Seçim saat 08.00’da başladı, 17.00’da bitti. 18.15’te yayın yasağı kalktı. Hızlı bir şekilde sonuçlar açıklanırken, resmi olmayan sonuçlara göre önce nefes nefese bir seçim giderken, bir anda yurtdışı oylarıyla seçim Recep Tayyip Erdoğan’ın lehine döndü. Türkiye’de 6’lı masa sessizliğe büründü, Antalya’da bile AKP kutlamalara başladı...
Şimdi sakladığım eleştiri haklarımı bugünden itibaren kullanmaya başlıyorum. Ey, vatan, millet sevdalısı çok kıymetli, çok büyyyüüükkk siyasetçiler yurttaşın gördüklerini göremediniz mi?
Ülkenin gerçeğine, seçmenin iradesine bakmadan Cumhurbaşkanı adayı belirlediniz. Türkiye’nin kaderini 6’lı masanın 6 genel başkanına kitlediniz...
İllerin kendi gerçeklerine bakmadan büyük başkanlarla (!) milletvekili adaylarını belirlediniz...
İlk turda bitecek dediğiniz seçim, ikinci tura kaldı. Çıkıp veri açıklayamadınız.
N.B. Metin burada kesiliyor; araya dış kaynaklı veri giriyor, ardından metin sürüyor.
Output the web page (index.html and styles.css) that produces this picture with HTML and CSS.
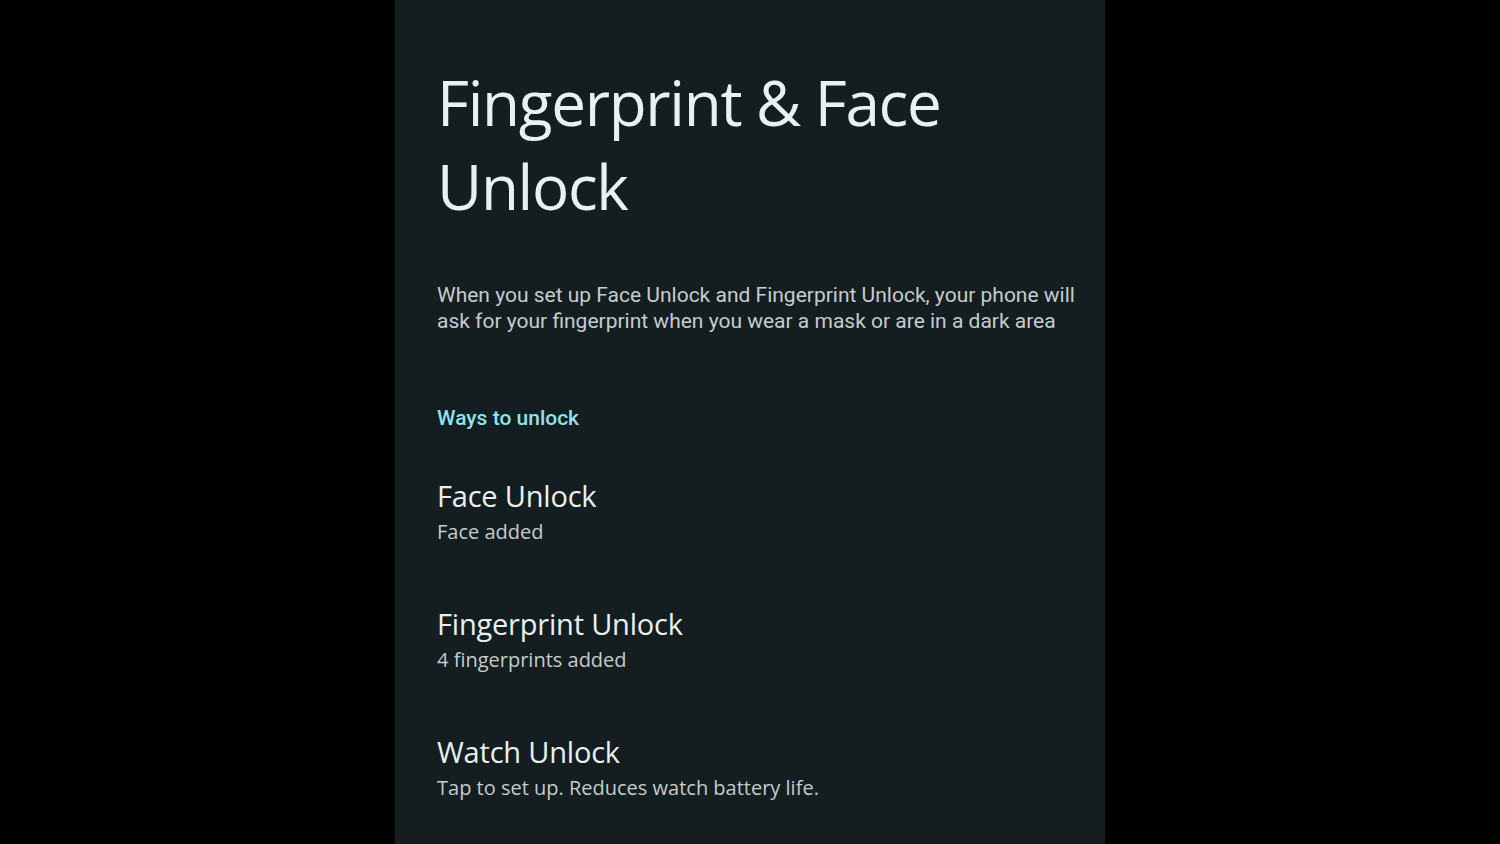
FILE: index.html
```
<!DOCTYPE html>
<html lang="en">

<head>
    <meta charset="UTF-8">
    <meta name="viewport" content="width=device-width, initial-scale=1.0">
    <title>Fingerprint &amp; Face Unlock</title>
    <link rel="stylesheet" href="styles.css">
</head>

<body>
    <div class="screen">
        <h1 class="title">Fingerprint &amp; Face Unlock</h1>
        <p class="intro">
            When you set up Face Unlock and Fingerprint Unlock, your phone will
            ask for your fingerprint when you wear a mask or are in a dark area
        </p>

        <h2 class="section">Ways to unlock</h2>
        <ul class="options">
            <li>
                <div class="name">Face Unlock</div>
                <div class="summary">Face added</div>
            </li>
            <li>
                <div class="name">Fingerprint Unlock</div>
                <div class="summary">4 fingerprints added</div>
            </li>
            <li>
                <div class="name">Watch Unlock</div>
                <div class="summary">Tap to set up. Reduces watch battery life.</div>
            </li>
        </ul>
    </div>
</body>

</html>
```

FILE: styles.css
```
* {
    margin: 0;
    padding: 0;
    box-sizing: border-box;
}

html,
body {
    height: 100%;
    overflow: hidden;
}

body {
    background: #000;
    font-family: "Open Sans", Roboto, sans-serif;
}

ul {
    list-style: none;
}

.screen {
    width: 710px;
    height: 844px;
    margin: 0 auto;
    background-color: #141d1f;
    padding: 60px 24px 0 42px;
}

.title {
    font-weight: 400;
    font-size: 62px;
    line-height: 84px;
    color: #e8f0f1;
    letter-spacing: -1.3px;
    width: 560px;
}

.intro {
    margin-top: 54px;
    font-family: Roboto, sans-serif;
    font-size: 21px;
    line-height: 26px;
    color: #c4cccd;
}

.section {
    margin-top: 71px;
    font-family: Roboto, sans-serif;
    font-weight: 500;
    font-size: 21px;
    line-height: 26px;
    color: #8fe3ee;
}

.options {
    margin-top: 46px;
}

.options li {
    height: 128px;
}

.name {
    font-size: 29px;
    line-height: 38px;
    color: #e8f0f1;
    letter-spacing: -0.2px;
}

.summary {
    font-size: 20px;
    line-height: 34px;
    color: #c4cccd;
}
```
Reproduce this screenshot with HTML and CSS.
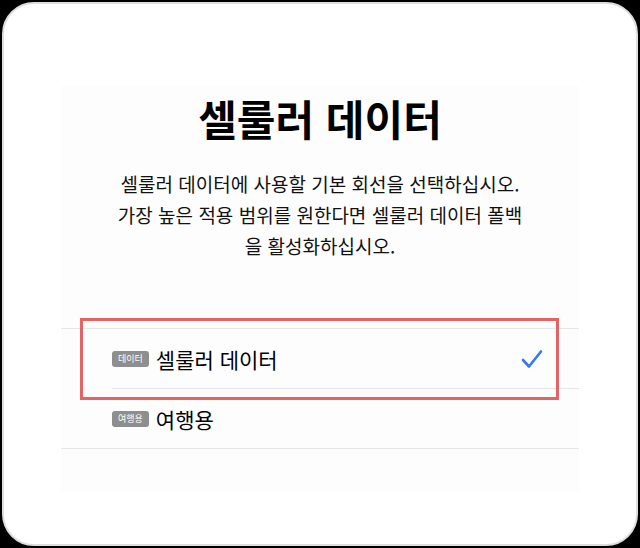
FILE: index.html
```html
<!DOCTYPE html>
<html lang="ko">
<head>
    <meta charset="UTF-8">
    <meta name="viewport" content="width=device-width, initial-scale=1.0">
    <title>셀룰러 데이터</title>
    <link rel="stylesheet" href="styles.css">
</head>
<body>
    <div class="card">
        <div class="panel">
            <h1 class="title">셀룰러 데이터</h1>
            <p class="desc">
                셀룰러 데이터에 사용할 기본 회선을 선택하십시오.<br>
                가장 높은 적용 범위를 원한다면 셀룰러 데이터 폴백<br>
                을 활성화하십시오.
            </p>

            <div class="list">
                <div class="row">
                    <span class="badge">데이터</span>
                    <span class="label">셀룰러 데이터</span>
                    <svg class="check" width="22" height="20" viewBox="0 0 22 20">
                        <path d="M2 11 L8 17.5 L20 2.5" fill="none" stroke="#3478f6" stroke-width="2.6" stroke-linecap="round" stroke-linejoin="round"/>
                    </svg>
                </div>
                <div class="row">
                    <span class="badge">여행용</span>
                    <span class="label">여행용</span>
                </div>
                <div class="highlight"></div>
            </div>
        </div>
    </div>
</body>
</html>
```

FILE: styles.css
```css
html, body {
    margin: 0;
    padding: 0;
}
body {
    background-color: #000;
    font-family: "Noto Sans CJK KR", "Noto Sans", sans-serif;
    color: #111;
    width: 640px;
    height: 548px;
    overflow: hidden;
}
.card {
    box-sizing: border-box;
    margin: 2px 2px 0 2px;
    height: 544px;
    background-color: #fff;
    border: 2px solid #dedede;
    border-radius: 32px;
    padding-top: 82px;
}
.panel {
    width: 518px;
    height: 406px;
    margin: 0 auto;
    background-color: #fdfdfd;
}
.title {
    margin: 0;
    padding-top: 8px;
    font-size: 42px;
    line-height: 48px;
    font-weight: bold;
    text-align: center;
    color: #000;
}
.desc {
    margin: 26px 0 0 0;
    font-size: 19px;
    line-height: 31px;
    text-align: center;
    color: #111;
}
.list {
    position: relative;
    margin-top: 67px;
    border-top: 1px solid #e6e6e6;
    border-bottom: 1px solid #e6e6e6;
}
.row {
    display: flex;
    align-items: center;
    height: 59px;
    margin-left: 51px;
    padding-right: 36px;
}
.row + .row {
    border-top: 1px solid #e6e6e6;
}
.badge {
    background-color: #8e8e8e;
    color: #fff;
    font-size: 9px;
    line-height: 16px;
    padding: 0 6px;
    border-radius: 3px;
    margin-right: 7px;
}
.label {
    font-size: 21px;
    flex: 1;
    color: #000;
}
.highlight {
    position: absolute;
    left: 19px;
    top: -11px;
    width: 473px;
    height: 76px;
    border: 3px solid #e26464;
}
```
Sistem yine patladı. Seçim güvenliği yalan oldu...
Şimdi gelin bir durum değerlendirmesi yapalım...
28 Mayıs akşamı, 6’lı Masa’nın 6 liderinden de saatlerce ses soluk çıkmadı. İlk açıklama Cumhurbaşkanı Adayı Kemal Kılıçdaroğlu’ndan saat 22.00 civarı gelen “Görevimin başındayım” açıklaması oldu...
Ha bir de Gelecek Partisi Genel Başkanı Ahmet Davutoğlu’ndan “Hayırlı olsun” ve tebrik açıklaması...
Ama söyleyeyim yurttaş kızgın...
Günlerdir gazeteci Murat Ağırel, bas bas bağırırken, itibar edilip de ciddiye alınmadı...
Yurtdışı oylar, konut satın alan ve oy kullanacak yabancı sayısı, fazla çıkan seçmen sayısı ne oldu...
Herkes şapkasını önüne koyup değerlendirme yapmıyor, özeleştiri yapamıyorsa bıraksın gitsin...
O koltuklar kimsenin babasının malı değil...
Sorun AKP’de, iktidarda veya ona oy veren seçmende değil...
Bir özeleştiri yapamayan, her defasında umudu koparanlarda...
Türkiye’nin dört bir yanından ‘istifa’ çağrıları gelirken kalkıp hala ‘Görevimin başındayım’ demek, ‘yenilmeye doymuyorum’ demektir...
Binali Yıldırım’a bile rezil oldunuz, farkında mısınız?